I disagree completely with this notion that save systems lie outside the ruleset of the game. Arcade games and roguelikes are two very obvious counterexamples. Their save systems are integral to their respective genres and the experience changes completely if you introduce quickloading. No longer would they be tense genres requiring true mastery of their systems to succeed. No more careful resource management, no more long-term consequences of any kind - after all, if you mess up you can just rewind a little bit and do something different!
There appear to be three factions in the pro-quicksave camp:
1) Those like mondblut who unapologetically savescum, negation of consequences and challenge be damned
2) Those like JarlFrank who don't savescum but wish to be able to screw around consequence-free
3) Those who have never heard of "save & quit" nor continuous autosaving
The third hardly needs to be addressed again. To the first and second, quicksave appears indispensable. The problem is that, as has already been demonstrated, the choice of quicksave influences design decisions, disincentivizing the creation of interesting consequences for failure and properly balanced systems. Likewise, outside of those belonging to faction 1, we all seem to agree that savescumming dulls the game experience. To those who argue that merely avoiding savescumming (aka using the quicksave system as it was designed) is sufficient, have another look at Sreggin Etah I's post from earlier in the thread:
Not to mention you can't soft-lock yourself in Dark Souls, but you can easily soft-lock yourself in a CRPG and having restart the game. Like i said before, i tried a non-savescum run of Icewind Dale and i runned out of money to revive my characters and had to restart the game. Not to mention all the tedious inventory management, just unplayable, so i gave up of Iron man run in Icewind Dale. And that's pretty much the experience with almost every CRPG: costs too much to revive your characters, you cannot farm gold easily as in a JRPG and sometimes the game do not even let you revive your characters until later on.
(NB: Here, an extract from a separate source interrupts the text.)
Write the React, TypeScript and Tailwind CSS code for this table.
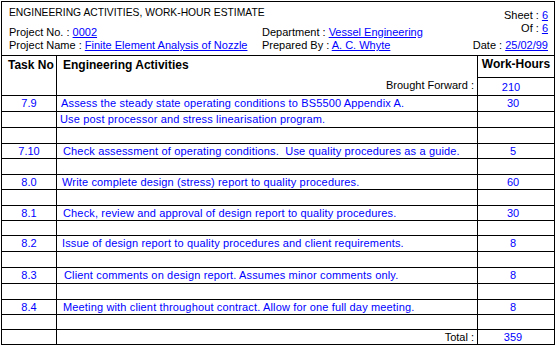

The ideal solution, then, seems obvious:
1) Save-continuously ("ironman") system as baseline
2) Game design and balance around said save system
3) Console-cheat to create save states, clearly marked as being outside the intended play experience
I think we all win with the above solution, except perhaps a hardliner who says that there should be absolutely no way to create save states within the game. The savescummers can still savescum. The jokers can still screw around. Most importantly, the developer is incentivized to design the game as a challenge, complete with functional systems and suboptimal outcomes.